Code to load test an Electric instance by simulating any number of concurrently connected clients.

## Running Locally

This repo has a docker compose setup that allows for running a full end-to-end
test of the electric stack on your local machine.

1. `make clients=1000` - builds and launches a self-contained electric
instance, fronted by a Varnish proxy with 1000 clients connected over HTTP

Options:

- `clients=N` set the number of clients to launch and connect. Default `1000`.

make clients=2000

2. `make txns duration=60 tps=8` - generates 8 database transactions per second for 60 seconds

Options:

- `duration=S` run for `S` seconds, default `300`

make txns duration=60

- `tps=N` insert `N` rows per second, default `1`

make txns tps=4

As the clients receive the db transactions, you will see messages from the client coordinator.

- `[start: [id: ID, ...` - the row with id `ID` has been received by a client

- `[complete: [id: ID, ...` - the row with id `ID` has been received by all
clients. The `duration` value here is the time in milliseconds between the
receipt of the first `start` message and the last.

### Statistics

If you connect to the stack's pg database:

psql "postgresql://postgres:password@127.0.0.1:5555/electric"
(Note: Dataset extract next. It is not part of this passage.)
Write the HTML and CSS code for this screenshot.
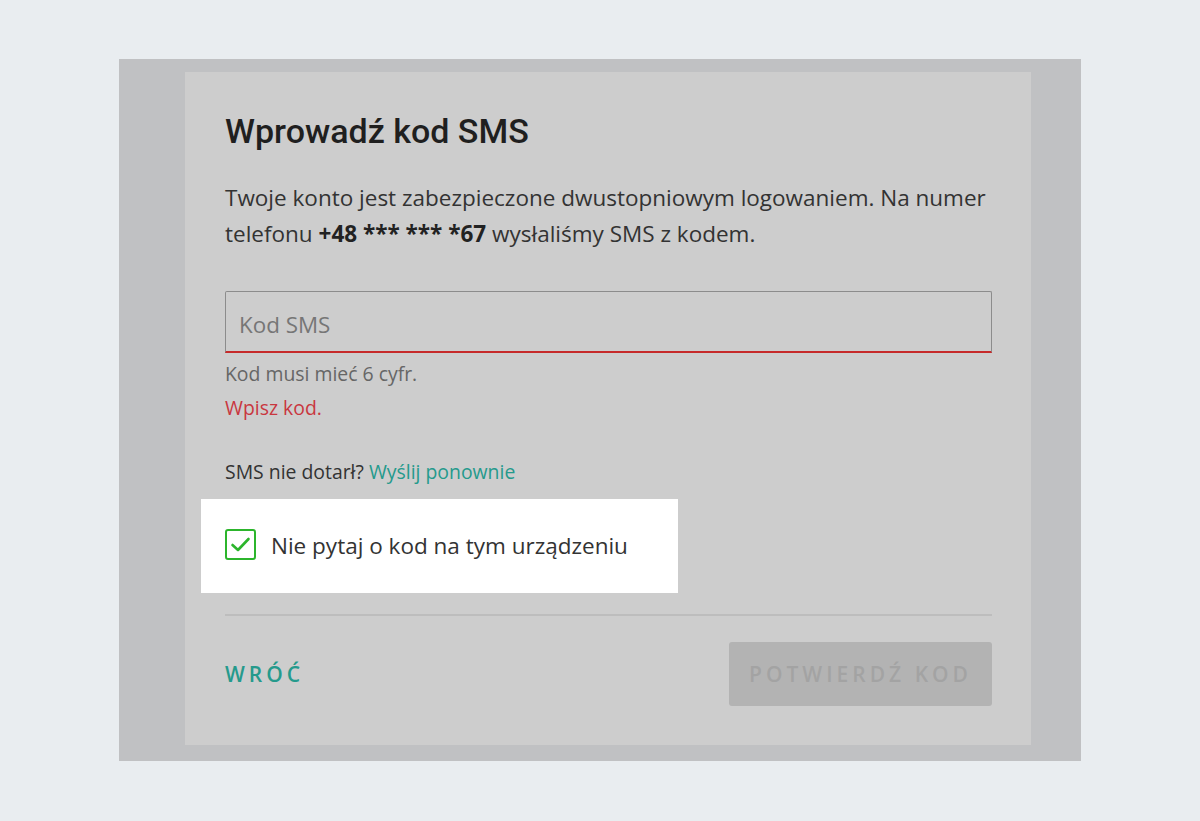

You can see some views that show the latency statistics, i.e. the time between the transaction write and receipt by the electric clients:

To see overall statistics for latencies for all sampled transactions:

select * from latency_overview;

And for the latencies of the first receipt:

select * from latency_overview1;

All latencies are in milliseconds.

See [postgres/init.sql](./postgres/init.sql) for the full set of views and db schema.

## Deploying Using Fly

You can also generate client connections to a real Electric instance (running
behind a CDN) using Fly to bring up a geo-distributed set of client load
instances.

The `client_load` directory has a `fly.toml` file suitable for deploying any
number of instances.

Assuming that your (CDN fronted) electric instance is running at
`https://cdn.electric.my-app.com` and is connected to some database at
`postgresql://usr:password@pg.electric.my-app.com`:

- Make sure your Postgres instance has the right schema as defined in
[postgres/init.sql](./postgres/init.sql)

- Edit the [fly config](./client_load/fly.toml):

Set:

- `ELECTRIC_URL` to e.g. `https://cdn.electric.my-app.com`
- `DATABASE_URL` to e.g. `postgresql://user:password@pg.electric.my-app.com`
- `CLIENT_COUNT` this defaults to `5000` but, depending on your workload, as
in the number of transactions per second you're generating, can be pushed to
`10000` or `15000`.

- Deploy it to your fly account:

cd client_load
fly deploy --ha=false

And scale it to the number of active connections you want:

cd client_load
fly scale count 10 --region ams,lhr,mad,fra,cdg,arn,otp

Fly recommends spreading your machines across various regions. The above
example uses Fly's European data centres. Every machine will create
`CLIENT_COUNT` connections.

- Generate some database transactions:

DATABASE_URL="postgresql://usr:password@pg.electric.my-app.com" make txns

- Monitor your clients:

cd client_load
fly logs

As for the local setup, latency statistics will be written to your Postgres instance.